November 29, 2016
I quickly finished up the masking on the port side, and made other final preparations for beginning the varnish in the cabin.
Afterwards, I applied a sealer coat of thinned varnish to all the trim and other bare wood. This brought out the wood’s color nicely and gave a hint how the cabin would look when complete.
During the rest of the day, I focused on the myriad small pieces trying to tie me to the ground (I paraphrase; bonus points if you can see what I did there), including various doors and drawers as well as the cabin table and companionway steps. Most of this trim would require stripping and sanding, though there were two doors that had been refinished earlier and would only require a light sanding and revarnishing.
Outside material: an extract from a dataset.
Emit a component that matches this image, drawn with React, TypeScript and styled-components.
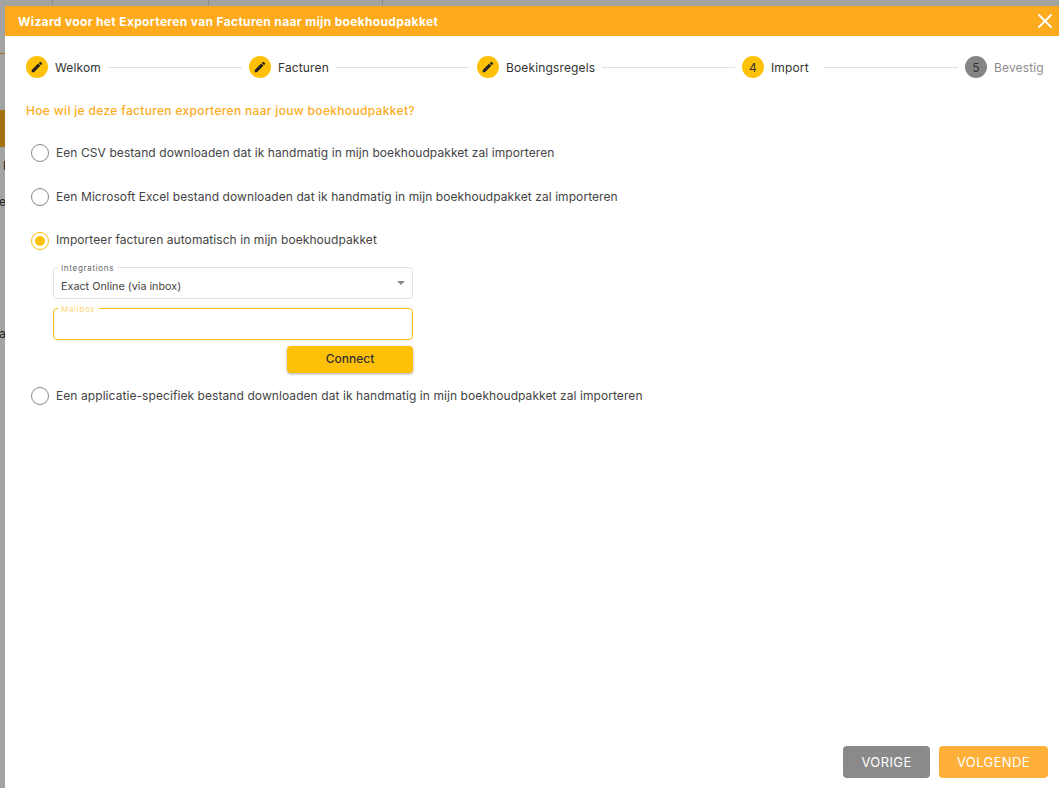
import React, { useState } from 'react'
import styled, { createGlobalStyle } from 'styled-components'
import { X } from 'lucide-react'

const FONT = `Inter, "Liberation Sans", sans-serif`
const ORANGE = '#fdab1d'
const AMBER = '#ffc107'

const GlobalStyle = createGlobalStyle`
  html, body {
    height: 100%;
    margin: 0;
    overflow: hidden;
  }

  body {
    background: #a3a3a1;
    font-family: ${FONT};
  }

  * {
    box-sizing: border-box;
  }
`

const Page = styled.div`
  height: 788px;
  overflow: hidden;
  padding: 6px 0 0 5px;
  position: relative;
  width: 1059px;
`

const BackdropLine = styled.div<{ left: number }>`
  background: #8c8c8a;
  height: 6px;
  left: ${props => props.left}px;
  position: absolute;
  top: 0;
  width: 1px;
`

const BackdropRule = styled.div`
  background: #a3730f;
  height: 1px;
  left: 0;
  position: absolute;
  top: 53px;
  width: 5px;
`

const BackdropChip = styled.div`
  background: #a3730f;
  height: 37px;
  left: 0;
  position: absolute;
  top: 110px;
  width: 5px;
`

const BackdropText = styled.span<{ top: number }>`
  color: #222;
  font-size: 12px;
  line-height: 14px;
  position: absolute;
  right: 1053px;
  top: ${props => props.top}px;
  white-space: nowrap;
`

const Dialog = styled.div`
  background: #fff;
  display: flex;
  flex-direction: column;
  height: 782px;
  position: relative;
  width: 1054px;
`

const Header = styled.div`
  align-items: center;
  background: ${ORANGE};
  color: #fff;
  display: flex;
  flex-shrink: 0;
  font-size: 12px;
  font-weight: 700;
  height: 30px;
  justify-content: space-between;
  letter-spacing: 0.34px;
  padding: 0 2px 0 13px;
`

const CloseButton = styled.button`
  align-items: center;
  background: none;
  border: none;
  color: #fff;
  display: flex;
  margin-top: -1px;
  padding: 0;
`

const Body = styled.div`
  display: flex;
  flex: 1;
  flex-direction: column;
  padding: 19px 11px 0 21px;
`

const Stepper = styled.div`
  align-items: center;
  display: flex;
  height: 24px;
`

const Step = styled.div`
  align-items: center;
  display: flex;
  flex-shrink: 0;
`

const StepCircle = styled.div<{ pending?: boolean }>`
  align-items: center;
  background: ${props => (props.pending ? '#858585' : AMBER)};
  border-radius: 50%;
  color: #333;
  display: flex;
  font-size: 12px;
  height: 22px;
  justify-content: center;
  width: 22px;
`

const StepLabel = styled.span<{ pending?: boolean; width: number }>`
  color: ${props => (props.pending ? '#8d8d8d' : '#333')};
  font-size: 12px;
  letter-spacing: 0.14px;
  margin-left: 7px;
  white-space: nowrap;
  width: ${props => props.width}px;
`

const Connector = styled.div<{ width: number; before: number; after: number }>`
  background: #e2e2e2;
  flex-shrink: 0;
  height: 1px;
  margin: 1px ${props => props.after}px 0 ${props => props.before}px;
  width: ${props => props.width}px;
`

const Question = styled.div`
  color: ${ORANGE};
  font-size: 12px;
  font-weight: 500;
  letter-spacing: 0.33px;
  line-height: 16px;
  margin-top: 24px;
`

const Options = styled.div`
  display: flex;
  flex-direction: column;
  margin-top: 12px;
  padding-left: 5px;
`

const OptionRow = styled.label<{ height: number }>`
  align-items: center;
  color: #444;
  cursor: pointer;
  display: flex;
  font-size: 12px;
  height: ${props => props.height}px;
  letter-spacing: 0.075px;
`

const OptionText = styled.span`
  padding-bottom: 2px;
`

const RadioRing = styled.span<{ checked?: boolean }>`
  align-items: center;
  border: 1px solid ${props => (props.checked ? AMBER : '#888')};
  border-radius: 50%;
  display: flex;
  flex-shrink: 0;
  height: 18px;
  justify-content: center;
  margin-right: 7px;
  width: 18px;
`

const RadioDot = styled.span`
  background: ${AMBER};
  border-radius: 50%;
  height: 10px;
  width: 10px;
`

const IntegrationForm = styled.div`
  display: flex;
  flex-direction: column;
  margin: 5px 0 0 22px;
  width: 360px;
`

const Field = styled.div<{ focused?: boolean }>`
  align-items: center;
  border: 1px solid ${props => (props.focused ? AMBER : '#e2e2e2')};
  border-radius: 4px;
  color: #444;
  display: flex;
  font-size: 10.8px;
  height: 32px;
  justify-content: space-between;
  margin-bottom: 9px;
  padding: 7px 7px 0 7px;
  position: relative;
`

const FieldLabel = styled.span<{ focused?: boolean }>`
  background: #fff;
  color: ${props => (props.focused ? '#fdd67a' : '#666')};
  font-size: 8px;
  left: 4px;
  letter-spacing: 0.7px;
  line-height: 10px;
  padding: 0 4px 0 3px;
  position: absolute;
  top: -5px;
`

const Caret = styled.span`
  border-left: 4px solid transparent;
  border-right: 4px solid transparent;
  border-top: 4px solid #888;
  margin-bottom: 8px;
`

const MailInput = styled.input`
  background: transparent;
  border: none;
  font: inherit;
  outline: none;
  width: 100%;
`

const ConnectButton = styled.button`
  align-self: flex-end;
  background: ${AMBER};
  border: none;
  border-radius: 4px;
  box-shadow: 0 1px 3px rgba(0, 0, 0, 0.35);
  color: #333;
  font-family: ${FONT};
  font-size: 12px;
  font-weight: 500;
  height: 27px;
  margin: -3px 0 12px;
  padding: 0 0 2px;
  width: 126px;
`

const Footer = styled.div`
  display: flex;
  gap: 9px;
  justify-content: flex-end;
  margin-top: auto;
  padding: 0 0 10px;
`

const FooterButton = styled.button<{ primary?: boolean }>`
  background: ${props => (props.primary ? '#ffb03a' : '#8a8a8a')};
  border: none;
  border-radius: 4px;
  color: #fff;
  font-family: ${FONT};
  font-size: 13px;
  font-weight: 400;
  height: 32px;
  letter-spacing: 0.4px;
  padding: 0;
  width: ${props => (props.primary ? 109 : 87)}px;
`

const PencilIcon = () => (
  <svg width="14" height="14" viewBox="0 0 24 24" fill="#222">
    <path d="M3 17.25V21h3.75L17.81 9.94l-3.75-3.75L3 17.25zM20.71 7.04a1 1 0 0 0 0-1.41l-2.34-2.34a1 1 0 0 0-1.41 0l-1.83 1.83 3.75 3.75 1.83-1.83z" />
  </svg>
)

const steps = [
  { label: 'Welkom', done: true, width: 46, line: { width: 134, before: 7, after: 7 } },
  { label: 'Facturen', done: true, width: 50, line: { width: 133, before: 8, after: 8 } },
  { label: 'Boekingsregels', done: true, width: 88, line: { width: 133, before: 8, after: 7 } },
  { label: 'Import', num: 4, width: 40, line: { width: 135, before: 12, after: 7 } },
  { label: 'Bevestig', num: 5, pending: true, width: 50 },
]

const exportOptions = [
  'Een CSV bestand downloaden dat ik handmatig in mijn boekhoudpakket zal importeren',
  'Een Microsoft Excel bestand downloaden dat ik handmatig in mijn boekhoudpakket zal importeren',
  'Importeer facturen automatisch in mijn boekhoudpakket',
]

const App = () => {
  const [mailbox, setMailbox] = useState('')

  return (
    <Page>
      <GlobalStyle />
      <BackdropLine left={52} />
      <BackdropLine left={208} />
      <BackdropLine left={382} />
      <BackdropRule />
      <BackdropChip />
      <BackdropText top={159}>l</BackdropText>
      <BackdropText top={195}>e</BackdropText>
      <BackdropText top={327}>Fa</BackdropText>
      <Dialog>
        <Header>
          <span>Wizard voor het Exporteren van Facturen naar mijn boekhoudpakket</span>
          <CloseButton aria-label="Sluiten">
            <X size={24} strokeWidth={1.8} />
          </CloseButton>
        </Header>
        <Body>
          <Stepper>
            {steps.map(step => (
              <React.Fragment key={step.label}>
                <Step>
                  <StepCircle pending={step.pending}>
                    {step.done ? <PencilIcon /> : step.num}
                  </StepCircle>
                  <StepLabel pending={step.pending} width={step.width}>
                    {step.label}
                  </StepLabel>
                </Step>
                {step.line && <Connector {...step.line} />}
              </React.Fragment>
            ))}
          </Stepper>
          <Question>Hoe wil je deze facturen exporteren naar jouw boekhoudpakket?</Question>
          <Options>
            {exportOptions.map((option, index) => (
              <OptionRow height={index === 2 ? 43 : 44} key={option}>
                <RadioRing checked={index === 2}>{index === 2 && <RadioDot />}</RadioRing>
                <OptionText>{option}</OptionText>
              </OptionRow>
            ))}
            <IntegrationForm>
              <Field>
                <FieldLabel>Integrations</FieldLabel>
                Exact Online (via inbox)
                <Caret />
              </Field>
              <Field focused>
                <FieldLabel focused>Mailbox</FieldLabel>
                <MailInput onChange={e => setMailbox(e.target.value)} value={mailbox} />
              </Field>
              <ConnectButton>Connect</ConnectButton>
            </IntegrationForm>
            <OptionRow height={22}>
              <RadioRing />
              <OptionText>
                Een applicatie-specifiek bestand downloaden dat ik handmatig in mijn boekhoudpakket zal importeren
              </OptionText>
            </OptionRow>
          </Options>
          <Footer>
            <FooterButton>VORIGE</FooterButton>
            <FooterButton primary>VOLGENDE</FooterButton>
          </Footer>
        </Body>
      </Dialog>
    </Page>
  )
}

export default App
There were a few things requiring additional attention first. The flat hatch that fit over the trash container in the galley countertop was damaged along its edges, where the thin overlay had broken away over the years, and rather than attempt to repair the original hatch, I chose to make a new one from some leftover teak on hand. I milled the new piece, matching the original dimensions and rabbet details, and set the new hatch aside for sanding.
The edge trim from the nav station cabin sole had broken when I removed it, so I milled a replacement piece–left overlong for now–from some new teak.
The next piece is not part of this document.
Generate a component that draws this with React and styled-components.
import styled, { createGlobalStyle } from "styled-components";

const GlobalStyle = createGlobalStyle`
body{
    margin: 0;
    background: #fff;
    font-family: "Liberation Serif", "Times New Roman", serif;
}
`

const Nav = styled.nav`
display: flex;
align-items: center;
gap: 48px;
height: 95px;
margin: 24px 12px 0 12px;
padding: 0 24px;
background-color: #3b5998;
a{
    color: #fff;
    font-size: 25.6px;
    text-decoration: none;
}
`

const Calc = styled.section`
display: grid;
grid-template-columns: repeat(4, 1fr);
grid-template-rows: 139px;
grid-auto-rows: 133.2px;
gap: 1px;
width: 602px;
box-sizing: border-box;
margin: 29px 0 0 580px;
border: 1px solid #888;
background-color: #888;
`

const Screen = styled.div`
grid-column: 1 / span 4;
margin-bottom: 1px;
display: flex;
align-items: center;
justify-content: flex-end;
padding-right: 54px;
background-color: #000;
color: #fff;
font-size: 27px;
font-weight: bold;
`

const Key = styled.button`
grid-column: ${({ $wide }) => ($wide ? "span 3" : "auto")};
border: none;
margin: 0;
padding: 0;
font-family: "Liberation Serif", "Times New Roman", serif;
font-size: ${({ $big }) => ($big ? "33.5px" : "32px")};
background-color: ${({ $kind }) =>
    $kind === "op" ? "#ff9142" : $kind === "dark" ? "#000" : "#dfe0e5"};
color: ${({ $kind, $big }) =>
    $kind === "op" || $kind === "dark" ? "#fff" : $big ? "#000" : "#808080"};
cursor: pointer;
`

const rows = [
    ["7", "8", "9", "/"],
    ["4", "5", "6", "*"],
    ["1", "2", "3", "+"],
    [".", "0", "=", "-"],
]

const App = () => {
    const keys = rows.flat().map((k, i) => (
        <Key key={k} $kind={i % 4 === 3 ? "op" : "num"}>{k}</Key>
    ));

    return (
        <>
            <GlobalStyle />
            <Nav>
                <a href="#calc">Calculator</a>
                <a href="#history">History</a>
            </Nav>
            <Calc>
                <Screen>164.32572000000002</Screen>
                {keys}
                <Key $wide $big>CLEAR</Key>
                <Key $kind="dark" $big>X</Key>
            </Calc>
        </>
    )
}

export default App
One of the two large hatches covering the electrical access openings at the aft end of the cabin liner had been replaced sometime in the past with a piece of structural plywood, which worked fine and looked OK for what it was, but the grain and overall appearance left something to be desired and didn’t match the original on the opposite side (though frankly that was nothing special either, though it would look better once refinished). So from a section of 1/4″ teak plywood that I had on hand, I cut out a new hatch, using the old one as a template. To make it easier to fit the new hatch, and create the overlay detail, I trimmed the rabbeted part of the original hatch away, then glued the remaining section to the back of my new teak. This would require only minor modification to the hinge risers now before the panel should fit easily into place.
Now I used heat gun and scraper to strip the old finish off the rest of the doors, hatches, small trim bits, table, companionway steps, and drawer fronts as required. The old finishes were all over the place, from minimal to thick and drippy, and everything in between. This took up the rest of the afternoon. Next: sanding.